It should be obvious by now that calculating the amount of storage needed in order to properly host VDI is not to be taken lightly. The main bottleneck at the moment is the IOPS. The read/write ratio of the IOPS that we see in practice in most of the reference cases demonstrate figures of 40/60 percent, sometimes even as skewed as 10/90 percent. The fact is that they all demonstrate more writes than reads. And because writes are more costly than reads - on any storage system - the number of disks required increases accordingly, depending on the exact usage of the users and the application.

Some questions remain:

  • What is the impact of application virtualization on the R/W IOPS?
  • What exactly is the underlying cause of the huge difference in read/write ratios between lab tests and actual production environments? 
  • What if all the write IOs only need to be written to a small part of the total dataset (such as temporary files and profile data)? Could all the data, or at least most of it, be captured in a large write cache?

These questions will be investigated as an increasing number of VDI projects are launched.

And as a final note, it is imperative that you run a pilot. Run the actual applications with actual users in the production environment beforehand so that you know how they behave and what the read/write ratio is. If you don’t size correctly, everybody will complain. All users, from IT staff to management and everybody in between, will complain and the VDI project… will FAIL

VDI and Storage = Deep Impact!

Comments or Feedback ?! Please let us know!

Credits

The credits for this information are for my colleague Herco van Brug.

The whitepaper can be downloaded from the Virtuall website as well: http://virtuall.eu/download-document/vdi-storage-deep-impact

Find Herco and Ruben on twitter: www.twitter.com/brugh and www.twitter.com/rspruijt



Comments

Daniel Feller wrote re: VDI and Storage = Deep Impact!
on Thu, Dec 10 2009 8:47 AM

This is  a good overview on how to calculate IOPS requirements for hosted virtual desktops.  I've been working on a tool to do these calculations automatically for you.  The good news is that the numbers both of us have identified as critical to the calculations are pretty much in sync.  
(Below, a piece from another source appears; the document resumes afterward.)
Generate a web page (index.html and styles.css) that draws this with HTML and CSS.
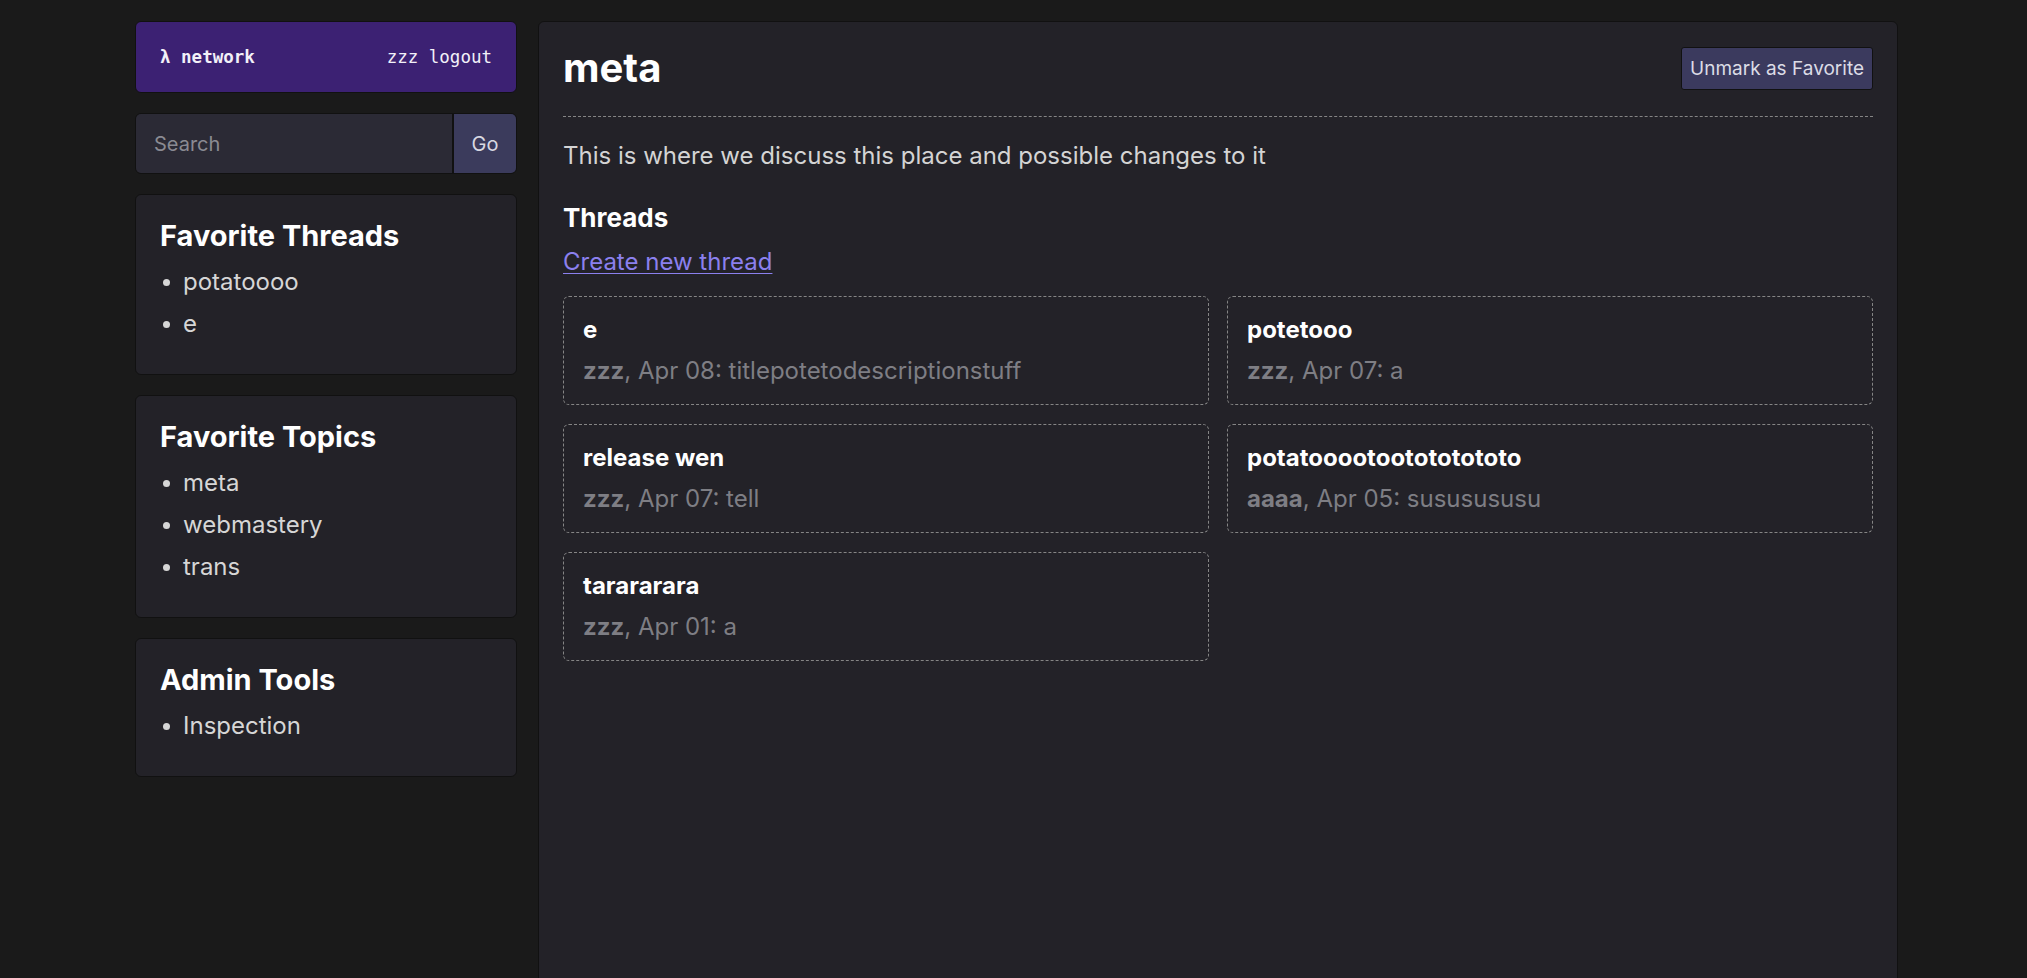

My only major issue with the white paper is you are just calculating average IOPS.  Average IOPS takes into account a user’s entire workday. I believe this skews the numbers much lower than what the storage system must support.  For example, my personal IOPS calculations are broken down into

1. Bootup rate

2. Logon rate

3. Working rate

4. Logoff rate

An average would take all of these into account, and lower the overall value.  But what happens if you have a logon storm?  If you designed your storage subsystem based on average numbers, it will not keep be able to keep up with the IOPS requirements of a logon storm.  

That being said, I think this article is a great way to get an understanding on the concepts required in order to calculate IOPS.  

Daniel - Lead Architect - Citrix

Twitter: @djfeller

Eric S. Perkins wrote re: VDI and Storage = Deep Impact!
on Thu, Dec 10 2009 10:12 AM

Ruben - Great read! For those of us with and SBC background doing things like turning off unnecessary services seem obvious but to be honest I have not been doing things like turning off prefetching in my VDI test environment, but it makes perfect sense.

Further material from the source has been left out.